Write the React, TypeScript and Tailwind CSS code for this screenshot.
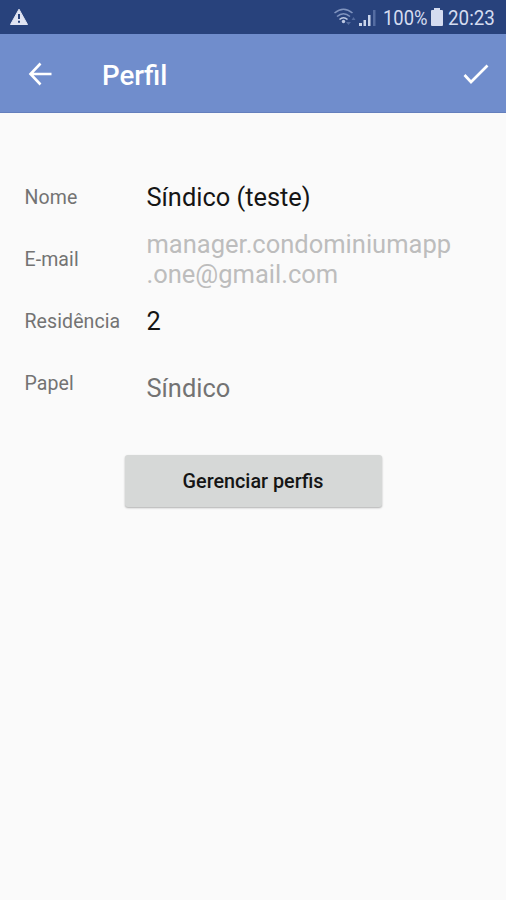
import type { ReactNode } from "react";

function StatusBar() {
  return (
    <div className="flex h-[34px] items-center justify-between bg-[#28427c] pl-[9px] pr-[11px] text-[#d5dcf0]">
      <svg width="20" height="18" viewBox="0 0 20 18">
        <path d="M10 1.2 18.5 16.5H1.5Z" fill="#e0e4f3" stroke="#e0e4f3" strokeLinejoin="round" />
        <path d="M10 6v5M10 12.7v2" stroke="#28427c" strokeWidth="2" />
      </svg>
      <div className="flex items-center">
        <svg width="46" height="22" viewBox="334 6 46 22" fill="none" className="mr-[3px]">
          <g stroke="#8094bf" strokeWidth="1.6">
            <path d="M334.5 13Q343.5 5.5 352.5 13" />
            <path d="M337 16.5Q343.5 11 350 16.5" />
            <path d="M339.5 19.5Q343.5 16 347.5 19.5" stroke="#bdc9e3" />
          </g>
          <circle cx="343.5" cy="21.5" r="1.7" fill="#bdc9e3" />
          <path d="m346 22 2.5 3 2.5-3zM351.5 20l2-3 2 3z" fill="#536b9f" />
          <g fill="#cbd6ec">
            <path d="M359 23h3v3h-3zM363.5 20h2.5v6h-2.5zM368 15h2.5v11H368z" />
            <path d="M373 10h2.5v16H373z" fill="#556da2" />
          </g>
        </svg>
        <span className="w-[45px] whitespace-nowrap pt-px text-[20px] leading-[34px]"><span className="inline-block origin-left scale-x-[.92]">100%</span></span>
        <svg width="12" height="18" viewBox="0 0 12 18" className="ml-[3px] mr-[5px]" fill="#d5dcf0">
          <path d="M3 0h6v2h2q1 0 1 1v14q0 1-1 1H1q-1 0-1-1V3q0-1 1-1h2z" />
        </svg>
        <span className="w-[47px] whitespace-nowrap pt-px text-[20px] leading-[34px]"><span className="inline-block origin-left scale-x-[.94]">20:23</span></span>
      </div>
    </div>
  );
}

function Header() {
  return (
    <header className="flex h-[79px] items-center border-b border-[#647fbd] bg-[#708dcc] pl-[28px] pr-[17px] pt-px text-white">
      <button aria-label="Voltar">
        <svg width="24" height="24" viewBox="0 0 24 24" fill="none" stroke="currentColor" strokeWidth="2.6">
          <path d="M23.5 12H3M12.5 1.5 2.5 12 12.5 22.5" />
        </svg>
      </button>
      <h1 className="ml-[50px] flex-1 pt-[4px] text-[27.7px] font-medium leading-8">Perfil</h1>
      <button aria-label="Salvar">
        <svg width="26" height="22" viewBox="0 0 26 22" fill="none" stroke="currentColor" strokeWidth="2.7">
          <path d="m1.5 12 6.5 7L24.5 2.5" />
        </svg>
      </button>
    </header>
  );
}

function Row({ label, children }: { label: string; children: ReactNode }) {
  return (
    <div className="flex h-[62px] items-center pl-[24.5px]">
      <div className="w-[122px] text-[19.5px] tracking-[0.1px] text-[#737373]">{label}</div>
      {children}
    </div>
  );
}

export default function App() {
  return (
    <main className="min-h-[900px] w-full bg-[#fafafa] font-['Roboto',sans-serif]">
      <StatusBar />
      <Header />
      <section className="pt-[54px]">
        <Row label="Nome">
          <div className="pb-[2px] text-[25.4px] leading-[30px] text-[#151515]">Síndico (teste)</div>
        </Row>
        <Row label="E-mail">
          <div className="pb-px text-[25.5px] leading-[29.5px] text-[#bdbdbd]">
            manager.condominiumapp
            <br />
            .one@gmail.com
          </div>
        </Row>
        <Row label="Residência">
          <div className="pb-[2px] text-[25.4px] leading-[30px] text-[#151515]">2</div>
        </Row>
        <Row label="Papel">
          <div className="pt-[8px] text-[25.4px] leading-[30px] text-[#737373]">Síndico</div>
        </Row>
      </section>
      <button className="mx-auto mt-[40px] flex h-[52px] w-[257px] items-center justify-center rounded-[3px] bg-[#d6d8d7] pt-[2px] text-[19.8px] font-medium text-[#151515] shadow-[0_1px_2px_rgba(0,0,0,0.3)]">
        Gerenciar perfis
      </button>
    </main>
  );
}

────────────────────

* _What is asked_: Quote the preceding listing precisely and completely, omitting its images.

* _Output_:
Write the React, TypeScript and Tailwind CSS code for this screenshot.
import type { ReactNode } from "react";

function StatusBar() {
  return (
    <div className="flex h-[34px] items-center justify-between bg-[#28427c] pl-[9px] pr-[11px] text-[#d5dcf0]">
      <svg width="20" height="18" viewBox="0 0 20 18">
        <path d="M10 1.2 18.5 16.5H1.5Z" fill="#e0e4f3" stroke="#e0e4f3" strokeLinejoin="round" />
        <path d="M10 6v5M10 12.7v2" stroke="#28427c" strokeWidth="2" />
      </svg>
      <div className="flex items-center">
        <svg width="46" height="22" viewBox="334 6 46 22" fill="none" className="mr-[3px]">
          <g stroke="#8094bf" strokeWidth="1.6">
            <path d="M334.5 13Q343.5 5.5 352.5 13" />
            <path d="M337 16.5Q343.5 11 350 16.5" />
            <path d="M339.5 19.5Q343.5 16 347.5 19.5" stroke="#bdc9e3" />
          </g>
          <circle cx="343.5" cy="21.5" r="1.7" fill="#bdc9e3" />
          <path d="m346 22 2.5 3 2.5-3zM351.5 20l2-3 2 3z" fill="#536b9f" />
          <g fill="#cbd6ec">
            <path d="M359 23h3v3h-3zM363.5 20h2.5v6h-2.5zM368 15h2.5v11H368z" />
            <path d="M373 10h2.5v16H373z" fill="#556da2" />
          </g>
        </svg>
        <span className="w-[45px] whitespace-nowrap pt-px text-[20px] leading-[34px]"><span className="inline-block origin-left scale-x-[.92]">100%</span></span>
        <svg width="12" height="18" viewBox="0 0 12 18" className="ml-[3px] mr-[5px]" fill="#d5dcf0">
          <path d="M3 0h6v2h2q1 0 1 1v14q0 1-1 1H1q-1 0-1-1V3q0-1 1-1h2z" />
        </svg>
        <span className="w-[47px] whitespace-nowrap pt-px text-[20px] leading-[34px]"><span className="inline-block origin-left scale-x-[.94]">20:23</span></span>
      </div>
    </div>
  );
}

function Header() {
  return (
    <header className="flex h-[79px] items-center border-b border-[#647fbd] bg-[#708dcc] pl-[28px] pr-[17px] pt-px text-white">
      <button aria-label="Voltar">
        <svg width="24" height="24" viewBox="0 0 24 24" fill="none" stroke="currentColor" strokeWidth="2.6">
          <path d="M23.5 12H3M12.5 1.5 2.5 12 12.5 22.5" />
        </svg>
      </button>
      <h1 className="ml-[50px] flex-1 pt-[4px] text-[27.7px] font-medium leading-8">Perfil</h1>
      <button aria-label="Salvar">
        <svg width="26" height="22" viewBox="0 0 26 22" fill="none" stroke="currentColor" strokeWidth="2.7">
          <path d="m1.5 12 6.5 7L24.5 2.5" />
        </svg>
      </button>
    </header>
  );
}

function Row({ label, children }: { label: string; children: ReactNode }) {
  return (
    <div className="flex h-[62px] items-center pl-[24.5px]">
      <div className="w-[122px] text-[19.5px] tracking-[0.1px] text-[#737373]">{label}</div>
      {children}
    </div>
  );
}

export default function App() {
  return (
    <main className="min-h-[900px] w-full bg-[#fafafa] font-['Roboto',sans-serif]">
      <StatusBar />
      <Header />
      <section className="pt-[54px]">
        <Row label="Nome">
          <div className="pb-[2px] text-[25.4px] leading-[30px] text-[#151515]">Síndico (teste)</div>
        </Row>
        <Row label="E-mail">
          <div className="pb-px text-[25.5px] leading-[29.5px] text-[#bdbdbd]">
            manager.condominiumapp
            <br />
            .one@gmail.com
          </div>
        </Row>
        <Row label="Residência">
          <div className="pb-[2px] text-[25.4px] leading-[30px] text-[#151515]">2</div>
        </Row>
        <Row label="Papel">
          <div className="pt-[8px] text-[25.4px] leading-[30px] text-[#737373]">Síndico</div>
        </Row>
      </section>
      <button className="mx-auto mt-[40px] flex h-[52px] w-[257px] items-center justify-center rounded-[3px] bg-[#d6d8d7] pt-[2px] text-[19.8px] font-medium text-[#151515] shadow-[0_1px_2px_rgba(0,0,0,0.3)]">
        Gerenciar perfis
      </button>
    </main>
  );
}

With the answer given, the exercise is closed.